New here? Try reading these, they might help FAQ731-376: Eng-Tips.com Forum Policies http://eng-tips.com/market.cfm?

RE: So what ever happened to this transmission?

(OP)
I will never understand how anyone with any understanding of torque transfer would even try to design something to transfer many hundreds ft/lbs of torque on such an infinitesimal small contact point that also has close to zero friction ie no teeth to engage and bathed in a lubricant. The pressures involved would have to be in the thousands of tons range for it to even come close to working a little bit. This is one of those typical designed on a computer cad system deals that looks real cute and that is about it. And gee didn't we already have a cvt of sorts the day the torque converter was designed? Lose the belts and the balls, minds well have the slush its simpler.


Edit I remove "and" after Gee.

RE: So what ever happened to this transmission?

Well, I drove the Perbury box in 1981, long before CAD became commonplace. That was a very similar concept.

It's like the wankel engine, it seems to have some significant benefits but has one major point of difficulty. Solve that and you are quids in.

Cheers

Greg Locock


New here? Try reading these, they might help FAQ731-376: Eng-Tips.com Forum Policies http://eng-tips.com/market.cfm?

RE: So what ever happened to this transmission?

I think the reason Allison was interested in this CVT design is for use as a variable speed drive for automotive superchargers or engine driven accessories. It's compact and efficient, but it does not have the capability to scale up well to the torque levels required for most auto/truck transmission applications.

RE: So what ever happened to this transmission?

there are some more of these types of transmission around and none has actually it made to the market yet in big numbers. the great idea behind it all is to have a large range of transmission rations within a small space and with very little slip or frictional losses. in practice that yet is still very difficult if not impossible to achieve.

durability is the main problem, and also lack of suitable lubricants for this specific purpose. the power transmitting balls need to be lubricated to prevent excessive friction and at the same time when torque needs to be transferred the lubricant more or less needs to freeze in place stopping momentarily when the lubricated mating parts need not move relatively to each other. that calls for a socalled traction fluid where the viscosity temporarily can go very high if enough pressure is applied.

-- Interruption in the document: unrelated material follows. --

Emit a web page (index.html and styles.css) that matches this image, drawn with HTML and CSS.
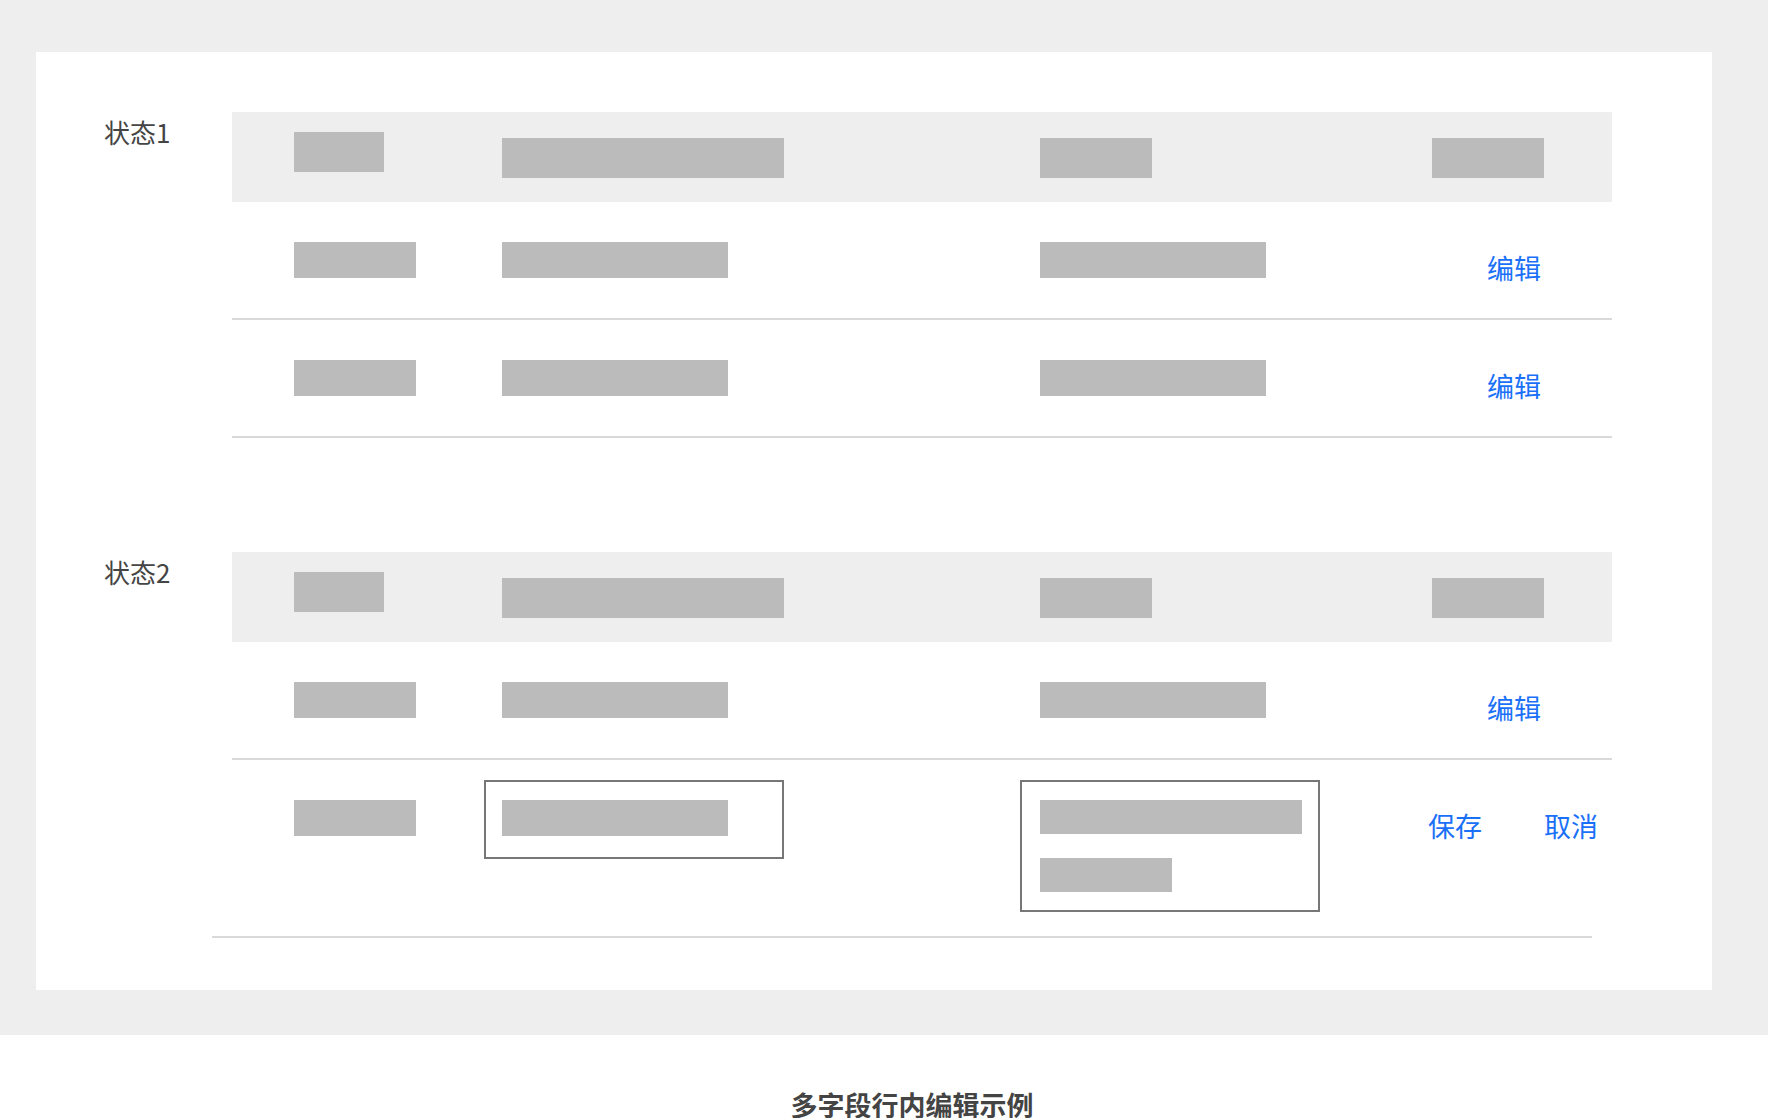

various oil companies work on developing suitable fluids, with only limited success so far. for the Nuvinci bicycle drive a naphthenic oil is used - the viscosity rises quite a bit more then with the paraffinic or synthetic baseoils used in most modern lubricants when pressure is applied.

RE: So what ever happened to this transmission?

I think Fallbrook has done a fairly decent job with their CVT for engine driven accessories. For these applications it has satisfactory ratio range, efficiency and durability. The only issues that have not been fully resolved are cost vs. benefit, and added complexity.

Valvoline partnered with Fallbrook to develop a traction fluid (Invaritorc 638) specifically for their small CVT drives.